* _REQUIRED WORK_:
Restate the whole of the material. Keep every word, and drop the pictures.

──────────

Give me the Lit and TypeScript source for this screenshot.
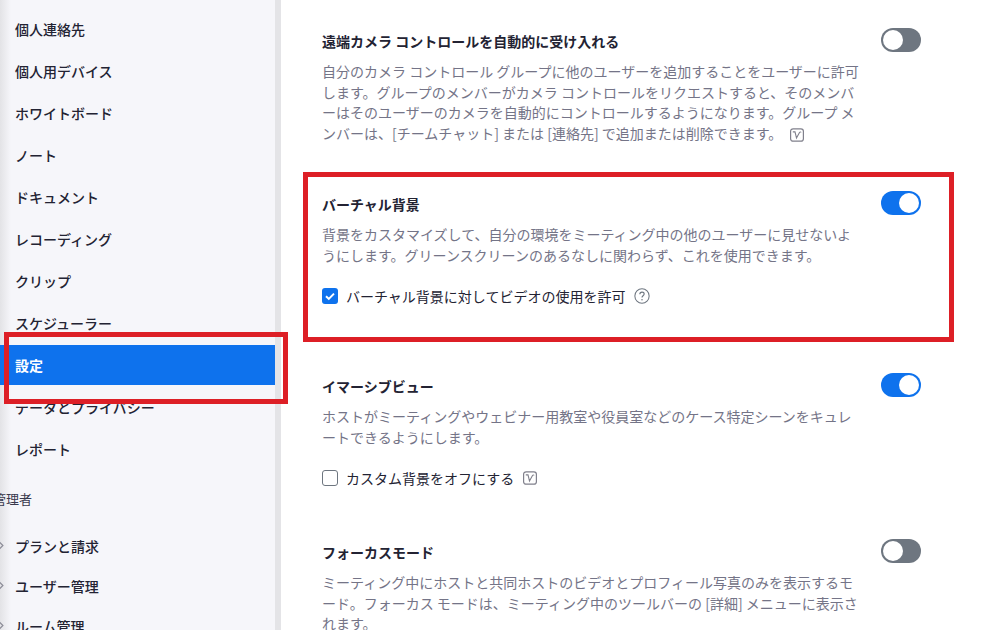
import { LitElement, html, css, svg } from 'lit';
import { customElement } from 'lit/decorators.js';

const vIcon = svg`<svg class="vicon" width="14" height="14" viewBox="0 0 14 14" fill="none">
  <rect x="0.6" y="0.8" width="12.8" height="12.4" rx="2.5" stroke="#80808c" stroke-width="1.2"/>
  <path d="M2.8 3.9h2.2l1.5 6 3-5.4c.5-.8 1.4-.7 1.4.1M10.8 7v.1M10.3 10h.1" stroke="#80808c" stroke-width="1.1"/>
</svg>`;

const helpIcon = svg`<svg class="help" width="16" height="16" viewBox="0 0 17 17" fill="none">
  <circle cx="8.5" cy="8.5" r="7.6" stroke="#6e7680" stroke-width="1.1"/>
  <path d="M6.2 6.6c0-1.4 1-2.2 2.3-2.2s2.3.8 2.3 2c0 1.8-2.3 1.8-2.3 3.6" stroke="#6e7680" stroke-width="1.2"/>
  <circle cx="8.5" cy="12.4" r=".8" fill="#6e7680"/>
</svg>`;

@customElement('app-root')
export class AppRoot extends LitElement {
  static styles = css`
    :host {
      display: block;
      position: relative;
      width: 1004px;
      height: 630px;
      overflow: hidden;
      background: #fff;
      font-family: "Noto Sans CJK JP", "Noto Sans", sans-serif;
    }
    .page {
      display: flex;
      height: 630px;
    }
    .sidebar {
      width: 275px;
      flex: none;
      overflow: hidden;
      padding-top: 9px;
      box-sizing: border-box;
      background: linear-gradient(to right, #e3e3e6 0, #f6f6fa 11px);
    }
    .item {
      display: flex;
      align-items: center;
      height: 40px;
      margin-bottom: 2px;
      padding-left: 15px;
      font-size: 14px;
      font-weight: 500;
      color: #232333;
    }
    .item.active {
      background: #0e72ed;
      color: #fff;
      font-weight: 700;
    }
    .group {
      margin: 19px 0 17px -7px;
      height: 21px;
      line-height: 21px;
      font-size: 13px;
      color: #39394d;
    }
    .sub {
      position: relative;
      margin-bottom: 0;
    }
    .sub svg {
      position: absolute;
      left: -2px;
      top: 15px;
    }
    .rail {
      width: 6px;
      flex: none;
      background: #e4e4e7;
    }
    .main {
      flex: 1;
      padding: 28px 83px 0 41px;
    }
    .setting {
      margin-bottom: 48px;
    }
    .setting.roomy {
      margin-bottom: 65px;
    }
    .setting.snug {
      margin-bottom: 49px;
    }
    .head {
      display: flex;
      justify-content: space-between;
      align-items: center;
      height: 24px;
    }
    .title {
      padding-top: 2px;
      font-size: 14px;
      font-weight: 700;
      color: #232333;
    }
    .desc {
      width: 540px;
      margin: 9px 0 0;
      font-size: 14px;
      line-height: 20.5px;
      color: #747487;
    }
    .toggle {
      width: 40px;
      height: 24px;
      border-radius: 12px;
      box-sizing: border-box;
      padding: 2px;
      display: flex;
      background: #6e7680;
    }
    .toggle.on {
      background: #0e72ed;
      justify-content: flex-end;
    }
    .toggle span {
      width: 20px;
      height: 20px;
      border-radius: 50%;
      background: #fff;
    }
    .check {
      display: flex;
      align-items: center;
      gap: 8px;
      margin-top: 19px;
      height: 24px;
      font-size: 14px;
      color: #232333;
    }
    .box {
      width: 16px;
      height: 16px;
      box-sizing: border-box;
      border-radius: 3px;
      border: 1px solid #6e7680;
      background: #fff;
      flex: none;
    }
    .box.on {
      border: none;
      background: #0e72ed;
    }
    .box svg {
      display: block;
    }
    .help,
    .vicon {
      margin-left: 1px;
      flex: none;
    }
    .desc .vicon {
      vertical-align: -3px;
      margin-left: 8px;
    }
    .mark {
      position: absolute;
      box-sizing: border-box;
      border: 5px solid #dd1f26;
      pointer-events: none;
    }
    .mark.nav {
      left: 4px;
      top: 332px;
      width: 284px;
      height: 72px;
    }
    .mark.panel {
      left: 303px;
      top: 172px;
      width: 651px;
      height: 170px;
    }
  `;

  renderChevron() {
    return svg`<svg width="7" height="9" viewBox="0 0 7 9" fill="none"><path d="M1.5 1l3.4 3.5L1.5 8" stroke="#8b8b96" stroke-width="1.2"/></svg>`;
  }

  render() {
    const nav = ['個人連絡先', '個人用デバイス', 'ホワイトボード', 'ノート', 'ドキュメント', 'レコーディング', 'クリップ', 'スケジューラー'];
    return html`
      <div class="page">
        <nav class="sidebar">
          ${nav.map((n) => html`<div class="item">${n}</div>`)}
          <div class="item active">設定</div>
          <div class="item">データとプライバシー</div>
          <div class="item">レポート</div>
          <div class="group">管理者</div>
          <div class="item sub">${this.renderChevron()}プランと請求</div>
          <div class="item sub">${this.renderChevron()}ユーザー管理</div>
          <div class="item sub">${this.renderChevron()}ルーム管理</div>
        </nav>
        <div class="rail"></div>
        <main class="main">
          <section class="setting">
            <div class="head">
              <div class="title">遠端カメラ コントロールを自動的に受け入れる</div>
              <div class="toggle"><span></span></div>
            </div>
            <p class="desc">自分のカメラ コントロール グループに他のユーザーを追加することをユーザーに許可します。グループのメンバーがカメラ コントロールをリクエストすると、そのメンバーはそのユーザーのカメラを自動的にコントロールするようになります。グループ メンバーは、[チームチャット] または [連絡先] で追加または削除できます。${vIcon}</p>
          </section>
          <section class="setting roomy">
            <div class="head">
              <div class="title">バーチャル背景</div>
              <div class="toggle on"><span></span></div>
            </div>
            <p class="desc">背景をカスタマイズして、自分の環境をミーティング中の他のユーザーに見せないようにします。グリーンスクリーンのあるなしに関わらず、これを使用できます。</p>
            <div class="check">
              <span class="box on"><svg width="16" height="16" viewBox="0 0 16 16" fill="none"><path d="M4 8.2l2.8 2.7L12 5.6" stroke="#fff" stroke-width="2"/></svg></span>
              バーチャル背景に対してビデオの使用を許可
              ${helpIcon}
            </div>
          </section>
          <section class="setting snug">
            <div class="head">
              <div class="title">イマーシブビュー</div>
              <div class="toggle on"><span></span></div>
            </div>
            <p class="desc">ホストがミーティングやウェビナー用教室や役員室などのケース特定シーンをキュレートできるようにします。</p>
            <div class="check"><span class="box"></span>カスタム背景をオフにする ${vIcon}</div>
          </section>
          <section class="setting">
            <div class="head">
              <div class="title">フォーカスモード</div>
              <div class="toggle"><span></span></div>
            </div>
            <p class="desc">ミーティング中にホストと共同ホストのビデオとプロフィール写真のみを表示するモード。フォーカス モードは、ミーティング中のツールバーの [詳細] メニューに表示されます。</p>
          </section>
        </main>
      </div>
      <div class="mark nav"></div>
      <div class="mark panel"></div>
    `;
  }
}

──────────

* _WRITTEN REPLY_:
Give me the Lit and TypeScript source for this screenshot.
import { LitElement, html, css, svg } from 'lit';
import { customElement } from 'lit/decorators.js';

const vIcon = svg`<svg class="vicon" width="14" height="14" viewBox="0 0 14 14" fill="none">
  <rect x="0.6" y="0.8" width="12.8" height="12.4" rx="2.5" stroke="#80808c" stroke-width="1.2"/>
  <path d="M2.8 3.9h2.2l1.5 6 3-5.4c.5-.8 1.4-.7 1.4.1M10.8 7v.1M10.3 10h.1" stroke="#80808c" stroke-width="1.1"/>
</svg>`;

const helpIcon = svg`<svg class="help" width="16" height="16" viewBox="0 0 17 17" fill="none">
  <circle cx="8.5" cy="8.5" r="7.6" stroke="#6e7680" stroke-width="1.1"/>
  <path d="M6.2 6.6c0-1.4 1-2.2 2.3-2.2s2.3.8 2.3 2c0 1.8-2.3 1.8-2.3 3.6" stroke="#6e7680" stroke-width="1.2"/>
  <circle cx="8.5" cy="12.4" r=".8" fill="#6e7680"/>
</svg>`;

@customElement('app-root')
export class AppRoot extends LitElement {
  static styles = css`
    :host {
      display: block;
      position: relative;
      width: 1004px;
      height: 630px;
      overflow: hidden;
      background: #fff;
      font-family: "Noto Sans CJK JP", "Noto Sans", sans-serif;
    }
    .page {
      display: flex;
      height: 630px;
    }
    .sidebar {
      width: 275px;
      flex: none;
      overflow: hidden;
      padding-top: 9px;
      box-sizing: border-box;
      background: linear-gradient(to right, #e3e3e6 0, #f6f6fa 11px);
    }
    .item {
      display: flex;
      align-items: center;
      height: 40px;
      margin-bottom: 2px;
      padding-left: 15px;
      font-size: 14px;
      font-weight: 500;
      color: #232333;
    }
    .item.active {
      background: #0e72ed;
      color: #fff;
      font-weight: 700;
    }
    .group {
      margin: 19px 0 17px -7px;
      height: 21px;
      line-height: 21px;
      font-size: 13px;
      color: #39394d;
    }
    .sub {
      position: relative;
      margin-bottom: 0;
    }
    .sub svg {
      position: absolute;
      left: -2px;
      top: 15px;
    }
    .rail {
      width: 6px;
      flex: none;
      background: #e4e4e7;
    }
    .main {
      flex: 1;
      padding: 28px 83px 0 41px;
    }
    .setting {
      margin-bottom: 48px;
    }
    .setting.roomy {
      margin-bottom: 65px;
    }
    .setting.snug {
      margin-bottom: 49px;
    }
    .head {
      display: flex;
      justify-content: space-between;
      align-items: center;
      height: 24px;
    }
    .title {
      padding-top: 2px;
      font-size: 14px;
      font-weight: 700;
      color: #232333;
    }
    .desc {
      width: 540px;
      margin: 9px 0 0;
      font-size: 14px;
      line-height: 20.5px;
      color: #747487;
    }
    .toggle {
      width: 40px;
      height: 24px;
      border-radius: 12px;
      box-sizing: border-box;
      padding: 2px;
      display: flex;
      background: #6e7680;
    }
    .toggle.on {
      background: #0e72ed;
      justify-content: flex-end;
    }
    .toggle span {
      width: 20px;
      height: 20px;
      border-radius: 50%;
      background: #fff;
    }
    .check {
      display: flex;
      align-items: center;
      gap: 8px;
      margin-top: 19px;
      height: 24px;
      font-size: 14px;
      color: #232333;
    }
    .box {
      width: 16px;
      height: 16px;
      box-sizing: border-box;
      border-radius: 3px;
      border: 1px solid #6e7680;
      background: #fff;
      flex: none;
    }
    .box.on {
      border: none;
      background: #0e72ed;
    }
    .box svg {
      display: block;
    }
    .help,
    .vicon {
      margin-left: 1px;
      flex: none;
    }
    .desc .vicon {
      vertical-align: -3px;
      margin-left: 8px;
    }
    .mark {
      position: absolute;
      box-sizing: border-box;
      border: 5px solid #dd1f26;
      pointer-events: none;
    }
    .mark.nav {
      left: 4px;
      top: 332px;
      width: 284px;
      height: 72px;
    }
    .mark.panel {
      left: 303px;
      top: 172px;
      width: 651px;
      height: 170px;
    }
  `;

  renderChevron() {
    return svg`<svg width="7" height="9" viewBox="0 0 7 9" fill="none"><path d="M1.5 1l3.4 3.5L1.5 8" stroke="#8b8b96" stroke-width="1.2"/></svg>`;
  }

  render() {
    const nav = ['個人連絡先', '個人用デバイス', 'ホワイトボード', 'ノート', 'ドキュメント', 'レコーディング', 'クリップ', 'スケジューラー'];
    return html`
      <div class="page">
        <nav class="sidebar">
          ${nav.map((n) => html`<div class="item">${n}</div>`)}
          <div class="item active">設定</div>
          <div class="item">データとプライバシー</div>
          <div class="item">レポート</div>
          <div class="group">管理者</div>
          <div class="item sub">${this.renderChevron()}プランと請求</div>
          <div class="item sub">${this.renderChevron()}ユーザー管理</div>
          <div class="item sub">${this.renderChevron()}ルーム管理</div>
        </nav>
        <div class="rail"></div>
        <main class="main">
          <section class="setting">
            <div class="head">
              <div class="title">遠端カメラ コントロールを自動的に受け入れる</div>
              <div class="toggle"><span></span></div>
            </div>
            <p class="desc">自分のカメラ コントロール グループに他のユーザーを追加することをユーザーに許可します。グループのメンバーがカメラ コントロールをリクエストすると、そのメンバーはそのユーザーのカメラを自動的にコントロールするようになります。グループ メンバーは、[チームチャット] または [連絡先] で追加または削除できます。${vIcon}</p>
          </section>
          <section class="setting roomy">
            <div class="head">
              <div class="title">バーチャル背景</div>
              <div class="toggle on"><span></span></div>
            </div>
            <p class="desc">背景をカスタマイズして、自分の環境をミーティング中の他のユーザーに見せないようにします。グリーンスクリーンのあるなしに関わらず、これを使用できます。</p>
            <div class="check">
              <span class="box on"><svg width="16" height="16" viewBox="0 0 16 16" fill="none"><path d="M4 8.2l2.8 2.7L12 5.6" stroke="#fff" stroke-width="2"/></svg></span>
              バーチャル背景に対してビデオの使用を許可
              ${helpIcon}
            </div>
          </section>
          <section class="setting snug">
            <div class="head">
              <div class="title">イマーシブビュー</div>
              <div class="toggle on"><span></span></div>
            </div>
            <p class="desc">ホストがミーティングやウェビナー用教室や役員室などのケース特定シーンをキュレートできるようにします。</p>
            <div class="check"><span class="box"></span>カスタム背景をオフにする ${vIcon}</div>
          </section>
          <section class="setting">
            <div class="head">
              <div class="title">フォーカスモード</div>
              <div class="toggle"><span></span></div>
            </div>
            <p class="desc">ミーティング中にホストと共同ホストのビデオとプロフィール写真のみを表示するモード。フォーカス モードは、ミーティング中のツールバーの [詳細] メニューに表示されます。</p>
          </section>
        </main>
      </div>
      <div class="mark nav"></div>
      <div class="mark panel"></div>
    `;
  }
}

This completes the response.